Language is the medium used for two or more people to communicate or for one person to organize her thoughts for eventual public dissemination. Language assumes common understanding of words and expressions, and all language is based on a common understanding of words and expressions.
Each person has her own experiences. These experiences taint beyond untaintability the way she understands words, phrases, metaphors, and symbols. Many expressions are loaded in a personal sense for one person, and mean nothing to someone else. Language does not just belong to cultures. Language belongs to individuals. Everyone has a personalized understanding of language.
Therefore, while language may be based on a common understanding of words and expressions, this common understanding is full of faults. One fault is an assumption that the other person has your biases. So, through language, we can only loosely understand each other. We can never, through language, completely understand other people.
Language is one medium. Art is another.
Art assumes very few common understandings. Yes, art often draws from already established cultural icons and history, but art remains art well after a generation has passed and carried its touchstones with it. Art may be a product of the past, but it is always in the present and speaks to the present (while not being limited by it).
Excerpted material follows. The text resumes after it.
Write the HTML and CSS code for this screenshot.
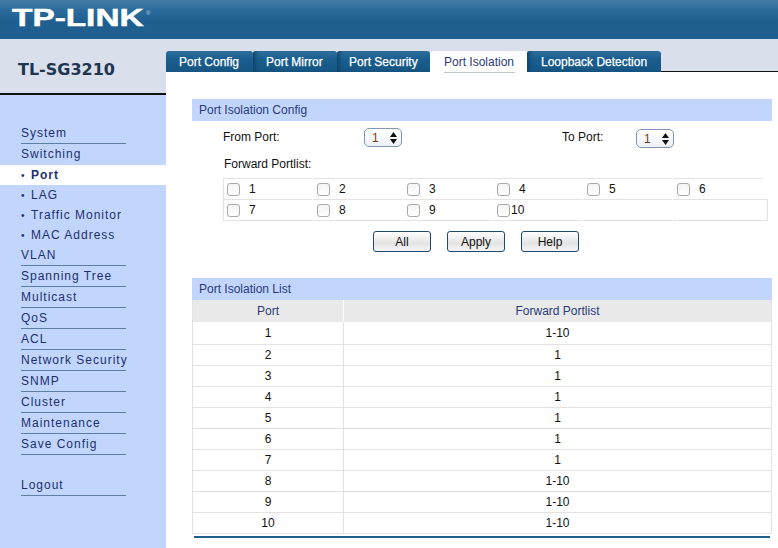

An artist produces something that she was compelled to produce. She may be compelled by rage, joy, any number of other emotions, by money, or even by a teacher assigning a project. The production of art is not accidental. When it is, the artist is still compelled to view it as art. At some point, art becomes intentional, even if the execution of it is mistake-riddled.
The more open-ended the external assignment, the more a piece says about its creator. But even in a precise assignment, the creator still leaves her “print”. The starting point, the point at which the artist knows the piece is done, and all points inbetween say something about the artist, their experiences, their subconscious, their understandings, their influences, their philosophy, their level of cynicism, their commitment to and investment in the piece (and what that says about the artist)….
[I have written very few lyrics that are literally about what has happened to me. Under one, two, or three surfaces, my personality and life story is revealed. And even more about me can be understood through my melodies and harmonic structures.]
I was having a conversation with a friend, Tom Glenne, and I told him about a realization I had about a song of mine. “You’re Going Down”, it turns out, was about me, something I hadn’t realized before. In response he said, and I am paraphrasing, “What you say about other people is also true of you”. The wisdom in this is amazing. This is true in art as well.
The creator is always saying something about herself, even if she is not the subject of the piece. The viewer/listener experiences the art with all of his biases intact. The conversation is, how do you feel about this and what does that say about you?
All conversation is about you and your emotional attachments, or someone else who matters to you for whatever reason, and her emotional attachments. Gossip is about you. The news is about you. You attempt to meet in the middle, with the common understanding of language serving as the medium.
Art is a form of communication using media that may include a common understanding of language. But art only partly, if at all, relies on it. The rest of the communication comes from a reflective emotional response.